Vst & Mac

Hey, I am using Renoise on a Mac.

I am aware that AU plugins are made for mac, and I heard VST is not compatible with mac, so when I download anything I make sure it´s an AU and not VST or something else.
But I once downloaded a VST by error… And it somehow worked, so I started downloading some more VSTs but none of them others were working…

So, what´s with the Mac and VST compatibility? How can I know if they will work or not?

I searched for this in the forum but did not find anything.

There is much confusion when it comes to Macintosh VST/VSTi due to the history of the mac platform.

First, Mac supports both VST and AU.

Up until 2006 all Macintosh were built using PowerPC processors. If you have a G4 or G5 then you have a PowerPC. Nowadays, all Macintosh computers are built using Intel x86 processors.

A lot of old Plug-ins were made before 2006 and never updated. These plug-ins are known as PowerPC specific. These old plug-ins will only work on a G4 or a G5. They will not work on newer Intel Macs.

Universal binary Plug-ins are compiled in a special way which allow them to operate on both PowerPC and Intel Macs. The symbol used to indicate this feature is the Yin-Yang. These types of plug-ins work on all Macs.

As PowerPC dies out, Macintosh Plug-ins are expected to become Intel Only. These newer Plug-ins will not work on PowerPC machines.

You, probably being a new mac user, must look for Universal Binary or Intel plug-ins.

And if I may just add to Conner_Bw’s excellent explanation,
make sure when you are searching for VST plugins that it says it is for a Mac.
Then make sure it is for your type of Mac as Conner_Bw has explained.
If it doesn’t say whether it’s for Windows or Mac, it’s usually for Windows only.

It’s important to note that VST is just a standard that defines a set of functions and methods for audio hosts and plug-ins to interact with each other. You can have VST plug-ins for Windows, Mac and Linux, but they are not necessarily interchangeable due to their different binary formats. A Windows VST will not (usually) work on a Mac, for example, and vice versa. The VST plug-in must be programmed and compiled specially for each operating system, and in some cases for specific CPU architectures as Conner has pointed out.

So the first thing to do is make sure you are indeed trying to use a VST that has been compiled for your specific type of Mac computer, rather than for Windows or something like that.

Edit: dformd beat me to the punch :)

Yeah, my favorite VST (for Mac) at the moment is TAL-Elek7ro-II. A free instrument VST. Sorry, don’t remember where I got it, but a Goooooogle surely will do the trick. ^_^

I got this one yesterday, but as an AU :) But thanks for sharing!

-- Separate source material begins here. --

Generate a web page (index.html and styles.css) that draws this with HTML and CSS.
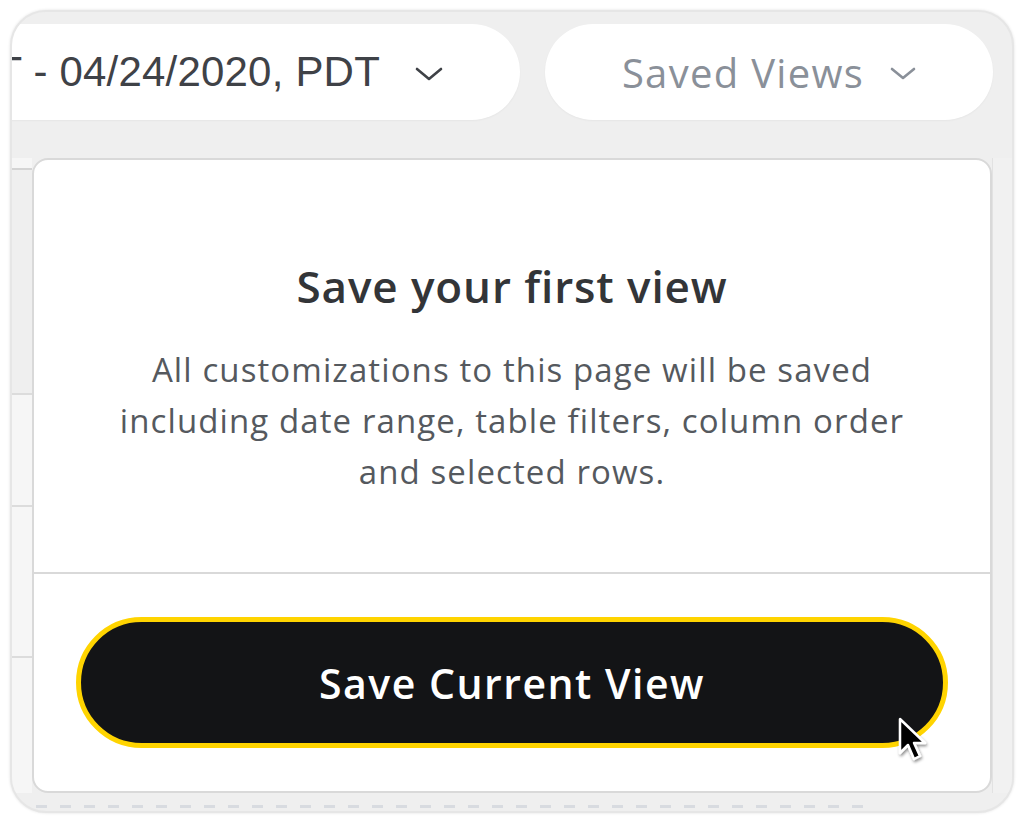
FILE: index.html
```html
<!DOCTYPE html>
<html lang="en">
<head>
    <meta charset="UTF-8">
    <title>Saved Views</title>
    <link rel="stylesheet" href="styles.css">
</head>
<body>
    <div class="frame">
        <div class="toolbar">
            <button class="pill date-pill">
                <span class="date-text">T - 04/24/2020, PDT</span>
                <svg class="chevron" width="28" height="15" viewBox="0 0 28 15"><path d="M2 2 L14 12 L26 2" fill="none" stroke="currentColor" stroke-width="2.6" stroke-linecap="round" stroke-linejoin="round"/></svg>
            </button>
            <button class="pill views-pill">
                <span>Saved Views</span>
                <svg class="chevron" width="26" height="14" viewBox="0 0 26 14"><path d="M2 2 L13 11 L24 2" fill="none" stroke="currentColor" stroke-width="2.6" stroke-linecap="round" stroke-linejoin="round"/></svg>
            </button>
        </div>

        <div class="content">
            <div class="table-edge">
                <div class="edge-row first"></div>
                <div class="edge-row tall"></div>
                <div class="edge-row"></div>
                <div class="edge-row mid"></div>
                <div class="edge-row"></div>
            </div>

            <div class="panel">
                <div class="panel-body">
                    <h2>Save your first view</h2>
                    <p>All customizations to this page will be saved<br>including date range, table filters, column order<br>and selected rows.</p>
                </div>
                <div class="panel-footer">
                    <button class="save-btn">Save Current View</button>
                    <svg class="cursor" width="36" height="52" viewBox="0 0 36 52">
                        <defs>
                            <filter id="cs" x="-40%" y="-40%" width="180%" height="180%">
                                <feDropShadow dx="1" dy="2" stdDeviation="1.6" flood-color="#000" flood-opacity="0.45"/>
                            </filter>
                        </defs>
                        <path d="M4 3 L4 37 L12 29 L18 43 L24 40 L18 27 L29 27 Z" fill="#000" stroke="#fff" stroke-width="2.5" stroke-linejoin="round" filter="url(#cs)"/>
                    </svg>
                </div>
            </div>

            <div class="side-edge"></div>
        </div>

        <div class="dashes"></div>
    </div>
</body>
</html>
```

FILE: styles.css
```css
* {
    margin: 0;
    padding: 0;
    box-sizing: border-box;
}

body {
    background: #ffffff;
    font-family: 'Open Sans', Lato, sans-serif;
}

.frame {
    margin: 10px;
    width: 1004px;
    height: 803px;
    background: #efefef;
    border: 2px solid #e6e6e6;
    border-radius: 36px;
    box-shadow: 0 0 3px rgba(0, 0, 0, 0.12);
    overflow: hidden;
}

.toolbar {
    display: flex;
    gap: 25px;
    padding-top: 12px;
}

.pill {
    height: 96px;
    background: #ffffff;
    border: none;
    border-radius: 48px;
    display: flex;
    align-items: center;
    box-shadow: 0 1px 2px rgba(0, 0, 0, 0.04);
}

.date-pill {
    width: 560px;
    margin-left: -52px;
    justify-content: flex-end;
    padding-right: 77px;
    gap: 35px;
    color: #3f4247;
}

.date-text {
    font-family: 'Liberation Sans', Arial, sans-serif;
    font-size: 42px;
    letter-spacing: 0.2px;
}

.views-pill {
    width: 448px;
    justify-content: center;
    gap: 26px;
    color: #8a9099;
    font-family: 'Open Sans', sans-serif;
    font-size: 40px;
    letter-spacing: 1.3px;
}

.chevron {
    display: block;
    margin-top: 4px;
}

.content {
    display: flex;
    margin-top: 38px;
}

.table-edge {
    width: 20px;
    background: #f6f6f6;
    padding-top: 10px;
}

.edge-row {
    height: 112px;
    border-top: 2px solid #dcdcdc;
}

.edge-row.first {
    height: 0;
    border-top-color: #d4d4d4;
}

.edge-row.tall {
    height: 223px;
    border-top: none;
    background: #efefef;
}

.edge-row.mid {
    height: 151px;
}

.panel {
    width: 960px;
    height: 635px;
    background: #ffffff;
    border: 2px solid #d9d9d9;
    border-radius: 16px;
    display: flex;
    flex-direction: column;
}

.panel-body {
    height: 414px;
    border-bottom: 2px solid #d9d9d9;
    text-align: center;
    padding-top: 98px;
}

.panel-body h2 {
    font-size: 44px;
    font-weight: 600;
    color: #333538;
    line-height: 56px;
    letter-spacing: 0.9px;
}

.panel-body p {
    margin-top: 30px;
    font-size: 33px;
    line-height: 51px;
    color: #55595e;
    letter-spacing: 1.1px;
}

.panel-footer {
    flex: 1;
    display: flex;
    align-items: center;
    padding: 0 42px;
    position: relative;
}

.save-btn {
    width: 100%;
    height: 131px;
    background: #131416;
    border: 5px solid #ffd400;
    border-radius: 66px;
    color: #ffffff;
    font-family: 'Open Sans', sans-serif;
    font-size: 41px;
    font-weight: 600;
    letter-spacing: 1.5px;
}

.cursor {
    position: absolute;
    left: 862px;
    top: 142px;
}

.side-edge {
    flex: 1;
    border-left: 1px solid #e2e2e2;
    background: #f1f1f1;
}

.dashes {
    margin: 12px 0 0 24px;
    width: 836px;
    height: 3px;
    background: repeating-linear-gradient(90deg, #d8dbe0 0 11px, transparent 11px 24px);
}
```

For the reasons everyone else explained, use VST’s for competitions that allow plugins, so then there won’t be complaints for not being able to run the dll’s or au’s.

i switch to mac too. What do you, guys recommend - vst or au

thanks in advance

VST has been around a lot longer than AU, so it is more commonly available (and possibly more stable because developers understand it a bit better?). You will find that quite a few AU plugins are really just VSTs that are wrapped inside an AU container/shell, because it can save the developer some time doing things this way. Most of the time it doesn’t make much difference, and you can just use whatever you prefer, but it’s something to keep in mind I suppose.

I didnt know about that, now i have to rethink my workflow. What about big, expensive plugs (alchemy, reaktor, guru, t-racks 3), do they use the same tricks? Ive abandon most vsts when i had troubles with Ohmicide vst - when i changed the presets, renoise was freezing for few seconds if i didnt turn off meter inside the Ohmicide.

Thanks for tips

Well obviously I can’t really speak for what any particular developers or companies are doing, I can just say that such things do exist, and that in many cases it makes sense for developers to take advantage of it. VST and AU both offer some slightly different features, with different pros and cons, but most developers who offer their product for each format are only taking advantage of the lowest common denominator. They want their products to behave in exactly the same way whether it’s a Windows VST, a Mac VST, or a Mac AU, so feature-wise each version will probably be almost identical, and there is no huge advantage to using one or the other. Either way, even if the AU version is just a wrapped VST, you probably won’t notice much of a performance difference, so it’s nothing to worry about too much.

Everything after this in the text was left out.